地震から2カ月経った益城町
地震から2カ月経った益城町

 熊本地震でもっとも大きな被害を受けた熊本県上益城郡益城町。熊本県内の全壊・半壊家屋は6月中旬の段階で3万500棟。そのうち約15%の4500棟が益城町に集中している。死者20人も突出して多い。

 4月からこれまで幾度も現地を訪れている“防災の鬼”渡辺実氏はこう言う。「地震から2カ月経った今も町内を歩くと地震の傷跡は全く癒えていない。益城町はあの日から時間が止まっている。完全復帰まではまだ長い年月が掛かりそうだ」。

 そんな益城町が大きな決断をした。被災者の福祉避難所としてトレーラーハウスの利用を公式に認めたのだ。「自治体が公式にトレーラーハウスの利用に乗り出したのは日本初です」と渡辺氏も頬をゆるませる。その現場を緊急リポートした。

 今回の地震で全国的に注目を集めることになった熊本県益城郡益城町。町に古くから暮らす50歳代の男性はこう嘆く。

「こんな形で有名になってしまって正直戸惑っていますよ。地震前までは県外の人は“ましき”の読み方さえ知らない人も多かったくらいだ。注目されて復興が早まるのなら大歓迎だが、そんな簡単なものでもないような気がする」

 震災後は毎日のように新聞やテレビのニュースに登場し、今や益城町のことを多くの日本人が知るようになった。

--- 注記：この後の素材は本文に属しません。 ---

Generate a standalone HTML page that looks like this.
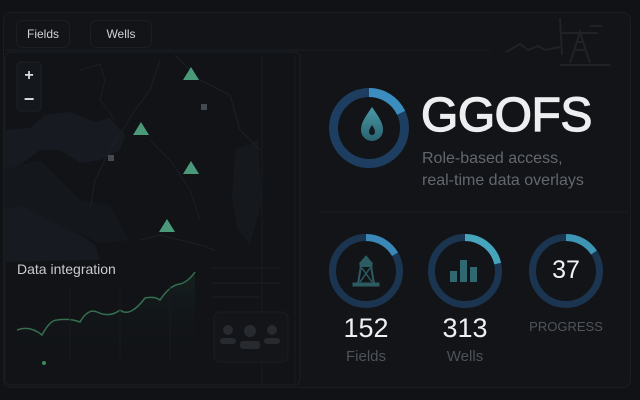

 ところがこの地で問題になっている被災住民の悲惨な生活は、時間の経過とともにメディアからどんどん消えいっている。想像以上のスピードで風化しているのだ。実際は、震災から2カ月以上が経過した今も、6000人以上の住民が避難生活を余儀なくされており、車内泊を続ける人も多数にのぼる。エコノミー症候群や孤立からくる心身症など、二次被害、三次被害への手立ては待ったなしの状況だ。

「そうした状況下にある益城町が英断を下したんですよ。福祉避難所として、トレーラーハウスの導入を公式に認めたのです」(渡辺氏)

 福祉避難所とは妊産婦や介護の必要な高齢者、障害者など一般の避難所では生活に支障が出てしまう方々を対象にしたもの。今回、益城町はこの福祉避難所にトレーラーハウスを採用した。以前から被災地でのトレーラーハウスの利用を提唱してきた渡辺実も喜びを隠せない。

「知らせを聞いたときは思わず関係各所に連絡をして“ついにやったな”とたたえました」(渡辺氏)

 タレントの清水国明氏などが運営する「レスキューRV(レクリエーショナル・ビークル)パーク」や日本トレーラーハウス協会といった団体が中心となり、5月の下旬から益城町内にあるグランメッセ熊本の駐車場に次々とトレーラーハウスが運び込まれた(「緊急支援にトレーラーハウスが被災地熊本へ!」、「トレーラーハウスの活用で避難生活は激変する!」参照)。